The Pennsylvania Supreme Court has paved the way for EQT Corp. to challenge the state Department of Environmental Protection’s $4.5 million fine against it for a 2012 impoundment leak in Tioga County.
In a 3-1 decision,, Chief Justice Thomas G. Saylor, writing for the majority, said EQT’s argument against the DEP’s interpretation of the state’s Clean Streams Law may be reviewed by a lower court. The company has been battling the agency about the civil penalty since May 2014, when it was first proposed for $1.27 million, including $900,000 for alleged ongoing discharges from the impoundment.
While the DEP recommends fines, the state’s Environmental Hearing Board (EHB) makes a determination of the appropriate amount and imposes them. EQT had circumvented the EHB and filed a complaint directly with the state Commonwealth Court, challenging the DEP’s interpretation of the law and asking the court, rather than the EHB, to decide whether the fines could include fees for ongoing discharges.
In response, the DEP filed a lawsuit seeking $4.53 million for ongoing discharges and said the company was failing to cooperate with its investigation (see Shale Daily, Oct. 7, 2014). In its complaint, the DEP said “to the extent that flowback water from Marcellus drilling operations, and/or its constituents, continues to be present in any water of the Commonwealth after the date that this complaint is filed with the EHB, the pollution continues and [EQT] continues to incur liability for additional penalties.”
The DEP asked the lower court to dismiss EQT’s complaint, which it did, saying there was no controversy because the EHB is the entity that determines and imposes fines. EQT appealed that ruling, and during oral arguments before the state Supreme Court in December the company argued that it should not be subjected to a lengthy administrative process, maintaining that its challenge to the DEP’s interpretation of the Clean Streams Law is a legal issue that the Commonwealth Court should review.

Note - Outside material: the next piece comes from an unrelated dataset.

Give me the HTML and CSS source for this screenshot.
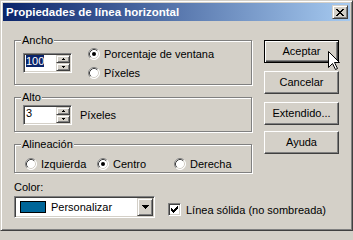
FILE: index.html
```html
<!DOCTYPE html>
<html lang="es">
<head>
<meta charset="utf-8">
<title>Propiedades de línea horizontal</title>
<link rel="stylesheet" href="styles.css">
</head>
<body>
<svg class="defs" width="0" height="0" aria-hidden="true">
  <defs>
    <symbol id="radio" viewBox="0 0 12 12">
      <circle cx="6" cy="6" r="5.5" fill="#fff"/>
      <path d="M2.11 9.89A5.5 5.5 0 0 1 9.89 2.11" fill="none" stroke="#808080"/>
      <path d="M9.89 2.11A5.5 5.5 0 0 1 2.11 9.89" fill="none" stroke="#fff"/>
      <path d="M2.82 9.18A4.5 4.5 0 0 1 9.18 2.82" fill="none" stroke="#404040"/>
      <path d="M9.18 2.82A4.5 4.5 0 0 1 2.82 9.18" fill="none" stroke="#d4d0c8"/>
    </symbol>
    <symbol id="up" viewBox="0 0 3 2"><path d="M1 0h1v1h1v1H0V1h1z" fill="#000"/></symbol>
    <symbol id="down" viewBox="0 0 3 2"><path d="M0 0h3v1H2v1H1V1H0z" fill="#000"/></symbol>
  </defs>
</svg>
<div class="window">
  <div class="caption">
    <span class="caption-title">Propiedades de línea horizontal</span>
    <span class="close-btn"><svg width="8" height="7" viewBox="0 0 8 7" shape-rendering="crispEdges"><path d="M0 0h2v1H0zM6 0h2v1H6zM1 1h2v1H1zM5 1h2v1H5zM2 2h4v1H2zM3 3h2v1H3zM2 4h4v1H2zM1 5h2v1H1zM5 5h2v1H5zM0 6h2v1H0zM6 6h2v1H6z" fill="#000"/></svg></span>
  </div>
  <div class="client">
    <div class="left">
      <div class="group ancho">
        <div class="legend">Ancho</div>
        <div class="ancho-row">
          <div class="spin">
            <div class="spin-text"><span class="sel">100</span></div>
            <div class="spin-btns">
              <span class="spin-btn"><svg width="3" height="2"><use href="#up"/></svg></span>
              <span class="spin-btn"><svg width="3" height="2"><use href="#down"/></svg></span>
            </div>
          </div>
          <div class="radios">
            <div class="radio"><svg width="12" height="12"><use href="#radio"/><circle cx="6" cy="6" r="2" fill="#000"/></svg><span>Porcentaje de ventana</span></div>
            <div class="radio"><svg width="12" height="12"><use href="#radio"/></svg><span>Píxeles</span></div>
          </div>
        </div>
      </div>
      <div class="group alto">
        <div class="legend">Alto</div>
        <div class="alto-row">
          <div class="spin">
            <div class="spin-text"><span>3</span></div>
            <div class="spin-btns">
              <span class="spin-btn"><svg width="3" height="2"><use href="#up"/></svg></span>
              <span class="spin-btn"><svg width="3" height="2"><use href="#down"/></svg></span>
            </div>
          </div>
          <span class="unit">Píxeles</span>
        </div>
      </div>
      <div class="group alin">
        <div class="legend">Alineación</div>
        <div class="alin-row">
          <div class="radio"><svg width="12" height="12"><use href="#radio"/></svg><span>Izquierda</span></div>
          <div class="radio"><svg width="12" height="12"><use href="#radio"/><circle cx="6" cy="6" r="2" fill="#000"/></svg><span>Centro</span></div>
          <div class="radio"><svg width="12" height="12"><use href="#radio"/></svg><span>Derecha</span></div>
        </div>
      </div>
      <div class="color-label">Color:</div>
      <div class="color-row">
        <div class="combo">
          <div class="combo-value"><span class="swatch"></span><span>Personalizar</span></div>
          <span class="combo-btn"><svg width="7" height="4" viewBox="0 0 7 4" shape-rendering="crispEdges"><path d="M0 0h7v1H6v1H5v1H4v1H3V3H2V2H1V1H0z" fill="#000"/></svg></span>
        </div>
        <div class="check">
          <span class="checkbox"><svg width="7" height="7" viewBox="0 0 7 7" shape-rendering="crispEdges"><path d="M6 0h1v1H6zM5 1h2v1H5zM0 2h1v1H0zM4 2h3v1H4zM0 3h2v1H0zM3 3h3v1H3zM0 4h5v1H0zM1 5h3v1H1zM2 6h1v1H2z" fill="#000"/></svg></span>
          <span>Línea sólida (no sombreada)</span>
        </div>
      </div>
    </div>
    <div class="buttons">
      <div class="btn btn-default">Aceptar</div>
      <div class="btn">Cancelar</div>
      <div class="btn">Extendido...</div>
      <div class="btn btn-help">Ayuda</div>
    </div>
  </div>
  <svg class="cursor" width="13" height="20" viewBox="0 0 13 20"><path d="M0.5 0.5V16.5L4.5 12.5L7.5 18.5L9.5 17.5L6.5 11.5H11.5Z" fill="#fff" stroke="#000" stroke-linejoin="miter"/></svg>
</div>
</body>
</html>
```
FILE: styles.css
```css
html, body {
  margin: 0;
  padding: 0;
}
body {
  background: #d4d0c8;
  font-family: "Liberation Sans", Arial, sans-serif;
  font-size: 11px;
  color: #000;
}
.defs {
  position: absolute;
  width: 0;
  height: 0;
  overflow: hidden;
}
.window {
  position: relative;
  width: 353px;
  height: 231px;
  box-sizing: border-box;
  background: #d4d0c8;
  border: 1px solid;
  border-color: #d4d0c8 #404040 #404040 #d4d0c8;
  box-shadow: inset 1px 1px #fff, inset -1px -1px #808080;
  padding: 2px;
}
.caption {
  height: 18px;
  display: flex;
  align-items: center;
  justify-content: space-between;
  padding: 0 2px 0 3px;
  background: linear-gradient(to right, #0a246a, #a6caf0);
}
.caption-title {
  color: #fff;
  font-weight: bold;
  font-size: 11.5px;
  line-height: 18px;
  white-space: nowrap;
}
.close-btn,
.spin-btn,
.combo-btn {
  box-sizing: border-box;
  display: flex;
  align-items: center;
  justify-content: center;
  background: #d4d0c8;
  border: 1px solid;
  border-color: #d4d0c8 #404040 #404040 #d4d0c8;
  box-shadow: inset 1px 1px #fff, inset -1px -1px #808080;
}
.close-btn {
  width: 16px;
  height: 14px;
}
.client {
  display: flex;
  gap: 12px;
  padding: 0 11px;
}
.left {
  width: 238px;
  flex: none;
}
.group {
  box-sizing: border-box;
  border: 1px solid #808080;
  box-shadow: inset 1px 1px #fff, 1px 1px #fff;
}
.legend {
  width: fit-content;
  height: 13px;
  line-height: 13px;
  margin: -7px 0 0 6px;
  padding: 0 1px;
  background: #d4d0c8;
}
.ancho {
  margin-top: 19px;
  height: 45px;
}
.ancho-row {
  display: flex;
  align-items: flex-start;
  padding-left: 8px;
}
.ancho-row .spin {
  margin-top: 6px;
}
.spin {
  box-sizing: border-box;
  flex: none;
  width: 49px;
  height: 20px;
  display: flex;
  padding: 1px;
  background: #fff;
  border: 1px solid;
  border-color: #808080 #fff #fff #808080;
  box-shadow: inset 1px 1px #404040, inset -1px -1px #d4d0c8;
}
.spin-text {
  flex: 1;
  padding-left: 1px;
  line-height: 13px;
  overflow: hidden;
}
.sel {
  background: #0a246a;
  color: #fff;
}
.spin-btns {
  width: 14px;
  display: flex;
  flex-direction: column;
}
.spin-btn {
  height: 8px;
}
.radios {
  display: flex;
  flex-direction: column;
  gap: 7px;
  margin: 1px 0 0 16px;
}
.radio {
  display: flex;
  align-items: center;
  gap: 4px;
  height: 12px;
  line-height: 12px;
  white-space: nowrap;
}
.radio svg {
  flex: none;
}
.alto {
  margin-top: 12px;
  height: 35px;
}
.alto-row {
  display: flex;
  align-items: center;
  padding-left: 8px;
  margin-top: 1px;
}
.unit {
  margin-left: 8px;
}
.alin {
  margin-top: 12px;
  height: 29px;
}
.alin-row {
  display: grid;
  grid-template-columns: 72px 77px auto;
  padding-left: 10px;
  margin-top: 7px;
}
.color-label {
  margin-top: 8px;
  line-height: 13px;
}
.color-row {
  margin-top: 2px;
  display: flex;
  align-items: flex-start;
}
.combo {
  box-sizing: border-box;
  flex: none;
  width: 141px;
  height: 22px;
  display: flex;
  padding: 1px;
  background: #fff;
  border: 1px solid;
  border-color: #808080 #fff #fff #808080;
  box-shadow: inset 1px 1px #404040, inset -1px -1px #d4d0c8;
}
.combo-value {
  flex: 1;
  display: flex;
  align-items: center;
  gap: 5px;
  padding-left: 4px;
  line-height: 13px;
  white-space: nowrap;
}
.swatch {
  box-sizing: border-box;
  flex: none;
  width: 26px;
  height: 12px;
  border: 1px solid #000;
  background: #006699;
}
.combo-btn {
  flex: none;
  width: 16px;
  height: 18px;
}
.check {
  flex: none;
  display: flex;
  align-items: center;
  gap: 5px;
  margin: 7px 0 0 13px;
  white-space: nowrap;
}
.checkbox {
  box-sizing: border-box;
  flex: none;
  width: 13px;
  height: 13px;
  display: flex;
  align-items: center;
  justify-content: center;
  background: #fff;
  border: 1px solid;
  border-color: #808080 #fff #fff #808080;
  box-shadow: inset 1px 1px #404040, inset -1px -1px #d4d0c8;
}
.buttons {
  width: 75px;
  flex: none;
  display: flex;
  flex-direction: column;
  padding-top: 19px;
}
.btn {
  box-sizing: border-box;
  height: 23px;
  line-height: 21px;
  text-align: center;
  border: 1px solid;
  border-color: #fff #404040 #404040 #fff;
  box-shadow: inset -1px -1px #808080;
}
.btn + .btn {
  margin-top: 8px;
}
.btn.btn-help {
  margin-top: 6px;
}
.btn-default {
  border-color: #000;
  box-shadow: inset 1px 1px #fff, inset -1px -1px #404040, inset -2px -2px #808080;
}
.cursor {
  position: absolute;
  left: 327px;
  top: 50px;
}
```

Saylor wrote that the case falls within a class of disputes that are proper for pre-enforcement judicial review, especially given that the challenged regulations are creating hardship for EQT. The high court said the DEP’s “threat of multi-million dollar assessments” against EQT creates a controversy and remanded the case to the Commonwealth Court.
In May 2012, the DEP said it discovered a release of flowback water from a transfer line serving the impoundment and, in a separate incident, EQT reported that the impoundment was leaking, which affected a cold water fishery, a stream, an unnamed tributary, vegetation and groundwater. EQT later cleared the site of wastewater and sludge. It maintains that all discharges ended in June 2012 and has argued that it had no administrative remedy to prevent fines from accruing. EQT also claimed that DEP’s interpretation of the Clean Streams Law and the fines recommended under it should be judicially reviewed for broader impacts on the industry, citing a similar case against Sunoco Logistics Partners LP.
Industry attorneys have said that the ability to have legal issues resolved in court could resolve some leverage regulators have by allowing a penalized party to bypass the costly administrative process (see Shale Daily, Nov. 25, 2015). In his dissent, Justice Max Baer said the court was undermining regulators’ legal ability to review cases before the court, saying the “majority has created an exception to the requirement of exhaustion of administrative remedies that will swallow the rule.”